Se Auschwitz está no centro, é apenas para lembrar os resquícios que este e outros campos de concentração e de extermínio deixaram na sociedade alemã, mesmo depois de eliminados da memória coletiva de um modo personalizado. Quer isto dizer que, por muito que se lembre este passado recente como algo coletivo e sem direito a nomeação individual, existem pessoas que individualmente não reconheceram a sua culpa ou a malignidade daquela ação persecutória dos que eram julgados como outros e diferentes.
Recordar, depois de esquecer
O livro de Irene Butter, com a colaboração de John D. Bidwell e Kris Holloway, intitulado “A Raparida Que Acreditava em Milagres: do Holocausto à Esperança”, editado pela Casa das Letras em março deste ano, reporta-nos à história da sua primeira autora. O livro, autobiográfico, centra-se na história de Irene Hansenberg, uma judia alemã que esteve exilada na Holanda até ser capturada e enviada para um campo de trabalho e, posteriormente, para um campo de concentração.

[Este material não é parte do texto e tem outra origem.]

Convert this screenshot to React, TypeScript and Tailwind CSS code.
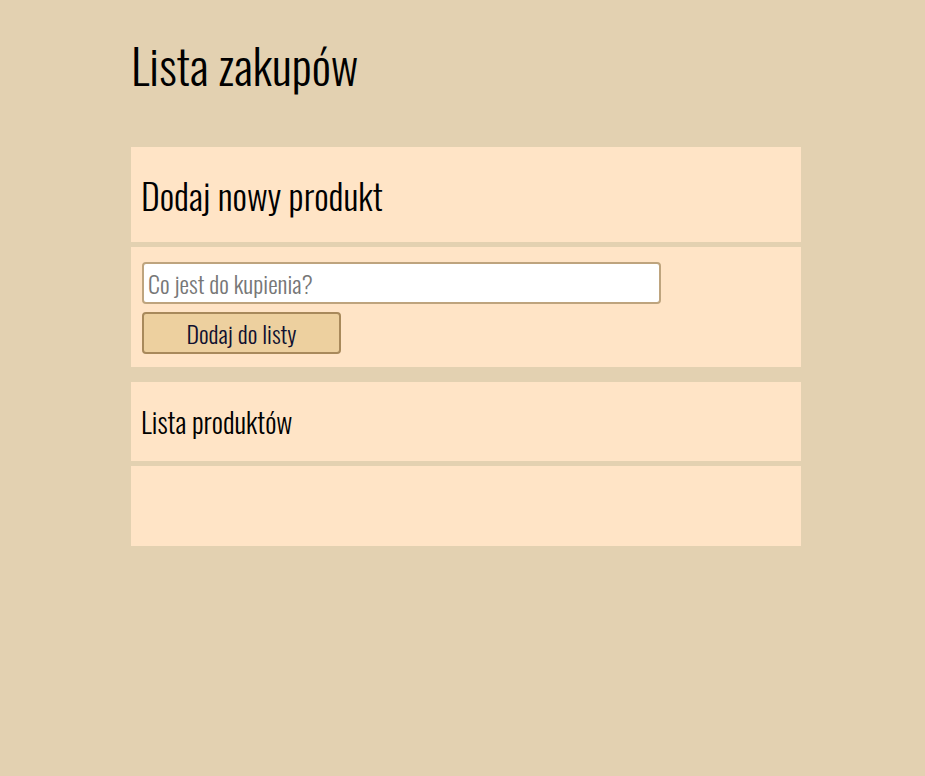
import React from "react";

export default function App() {
  return (
    <div className="min-h-[776px] w-full bg-[#e3d1b1] font-['Oswald','Liberation_Sans_Narrow','DejaVu_Sans_Condensed','Roboto_Condensed',sans-serif] font-light text-black">
      <div className="ml-[131px] w-[670px] pt-[33px]">
        <h1 className="h-[114px] text-[48px] leading-[64px] font-light">Lista zakupów</h1>
        <div className="flex h-[95px] items-center bg-[#ffe4c6] px-[10px]">
          <h2 className="text-[36px] leading-none font-light">Dodaj nowy produkt</h2>
        </div>
        <div className="mt-[5px] flex h-[120px] flex-col gap-[8px] bg-[#ffe4c6] px-[11px] pt-[15px]">
          <input
            type="text"
            placeholder="Co jest do kupienia?"
            className="h-[42px] w-[519px] rounded-[4px] border-2 border-[#bea47e] bg-white px-[4px] text-[24px] font-light text-black outline-none placeholder:text-[#777777]"
          />
          <button className="h-[42px] w-[199px] rounded-[4px] border-2 border-[#a8895b] bg-[#edd09f] text-[24px] font-light text-[#101030]">
            Dodaj do listy
          </button>
        </div>
        <div className="mt-[15px] flex h-[79px] items-center bg-[#ffe4c6] px-[10px]">
          <h3 className="text-[28px] leading-none font-light">Lista produktów</h3>
        </div>
        <div className="mt-[5px] h-[80px] bg-[#ffe4c6]" />
      </div>
    </div>
  );
}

O relato do livro começa com a história de uma menina judia que viva em Berlim, cuja felicidade foi interrompida pelo início da perseguição aos judeus. Depois do período vivido na Alemanha, com a perda de direitos de cidadania dos judeus, até às vivências na Holanda, novamente interrompidas pela invasão nazi, percebemos como este processo foi racionalizado, como alguns conseguiram sobreviver e como a natureza humana é universal.

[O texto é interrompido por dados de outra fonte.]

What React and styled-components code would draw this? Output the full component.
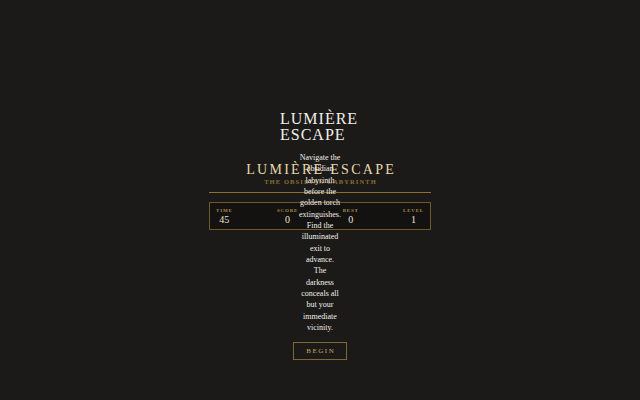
import React from 'react';
import styled, { createGlobalStyle } from 'styled-components';

const GlobalStyle = createGlobalStyle`
  html, body {
    margin: 0;
    padding: 0;
    background: #1b1a19;
  }
  body {
    font-family: "Liberation Serif", "Times New Roman", serif;
  }
`;

const Page = styled.div`
  position: relative;
  width: 640px;
  height: 400px;
  overflow: hidden;
  display: flex;
  flex-direction: column;
  align-items: center;
  padding-top: 161px;
  box-sizing: border-box;
`;

const Title = styled.h1`
  margin: 0;
  font-size: 14px;
  font-weight: 400;
  letter-spacing: 2.3px;
  line-height: 17px;
  color: #e8d9aa;
  padding-left: 2.3px;
`;

const Subtitle = styled.div`
  font-size: 6.5px;
  font-weight: 700;
  letter-spacing: 1.1px;
  line-height: 8px;
  color: #8a6f30;
  padding-left: 1.1px;
`;

const Rule = styled.div`
  width: 222px;
  height: 1px;
  margin-top: 6px;
  background: #8a7030;
`;

const Stats = styled.div`
  width: 222px;
  height: 28px;
  margin-top: 9px;
  box-sizing: border-box;
  border: 1px solid #6e5a28;
  background: #131211;
  padding: 4px 6px 0;
  display: flex;
  justify-content: space-between;
`;

const Stat = styled.div`
  display: flex;
  flex-direction: column;
  align-items: center;
`;

const StatLabel = styled.span`
  font-size: 5px;
  font-weight: 700;
  letter-spacing: 0.8px;
  line-height: 7px;
  color: #a88d4a;
`;

const StatValue = styled.span`
  font-size: 10px;
  line-height: 12px;
  color: #ece4cf;
`;

const Overlay = styled.div`
  position: absolute;
  inset: 0;
  display: flex;
  flex-direction: column;
  align-items: center;
  padding-top: 111px;
  box-sizing: border-box;
`;

const OverlayTitle = styled.h2`
  margin: 0;
  width: 80px;
  font-size: 16px;
  font-weight: 400;
  letter-spacing: 1px;
  line-height: 16px;
  color: #f2efe8;
  text-align: left;
`;

const Blurb = styled.p`
  margin: 9px 0 0;
  width: 42.3px;
  font-size: 8px;
  line-height: 11.33px;
  color: #f2efe8;
  text-align: center;
`;

const BeginButton = styled.button`
  margin-top: 9px;
  width: 54px;
  height: 18px;
  padding: 0 0 0 1.5px;
  background: transparent;
  border: 1px solid #7d6830;
  color: #c9a85a;
  font-family: "Liberation Serif", "Times New Roman", serif;
  font-size: 7px;
  letter-spacing: 1.5px;
  cursor: pointer;
`;

const stats = [
  { label: 'TIME', value: 45 },
  { label: 'SCORE', value: 0 },
  { label: 'BEST', value: 0 },
  { label: 'LEVEL', value: 1 },
];

export default function App() {
  return (
    <>
      <GlobalStyle />
      <Page>
        <Title>LUMIÈRE ESCAPE</Title>
        <Subtitle>THE OBSIDIAN LABYRINTH</Subtitle>
        <Rule />
        <Stats>
          {stats.map(s => (
            <Stat key={s.label}>
              <StatLabel>{s.label}</StatLabel>
              <StatValue>{s.value}</StatValue>
            </Stat>
          ))}
        </Stats>
        <Overlay>
          <OverlayTitle>LUMIÈRE ESCAPE</OverlayTitle>
          <Blurb>
            Navigate the obsidian labyrinth before the golden torch extinguishes.
            Find the illuminated exit to advance. The darkness conceals all but
            your immediate vicinity.
          </Blurb>
          <BeginButton>BEGIN</BeginButton>
        </Overlay>
      </Page>
    </>
  );
}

Sem julgamentos, apenas com descrições, a biografia tenta reconstruir a vivências de uma menina que se tornou jovem durante a temível perseguição nazi. Irene converteu toda a sua experiência num olhar positivo sobre a construção da paz, sendo cofundadora de uma associação de mulheres judias e árabes que procuram assegurar a paz e o diálogo entre estas duas culturas e sociedades.
As suas descrições, os diálogos, a subtiliza de uns ambientes em contraste com a brutalidade de outros, faz deste livro um importante documento sobre a tentativa de desumanização das relações entre pessoas e das poucas formas de como lhe resistir. O testemunho de Irene Hansenberg Butter é essencial para uma releitura das relações (des)humanas em tempos de conflito, mas também em períodos de paz.
Olhares femininos sobre a paz
Apesar de serem obras que retratam a memória da guerra e como o passado é vivido no presente, estas três mulheres lançam um olhar feminino sobre como reinterpretar e problematizar a memória da guerra em tempos de paz. As três acreditam que só assim se poderá assegurar a reconstrução da paz, trilhando um caminho de memorização, com um forte pendor humanista, atendendo a todos os argumentos e condicionamentos e nunca trazendo para os valores do presente o que aconteceu há sete décadas atrás. Estes olhares humanistas, mas problematizadores e nada desculpabilizadores, permitem ver sobre diversas perspetivas o mesmo conflito e as memórias que a partir daí podem ser construídas.
Na gíria nacional, diz-se que Portugal foi poupado à guerra. Sabemos que não é verdade, o país pagou um preço pela sua neutralidade, durante e depois do conflito. Contudo, os desafios globais da Europa, ancorados nos problemas contemporâneos como a migração e os discursos racistas, mascarados de nacionalismo, mostram como obras como estas não são só atuais, são também essenciais para uma compreensão humana de um conflito que não queremos ver repetido e de um discurso que não pretendemos ver normalizado.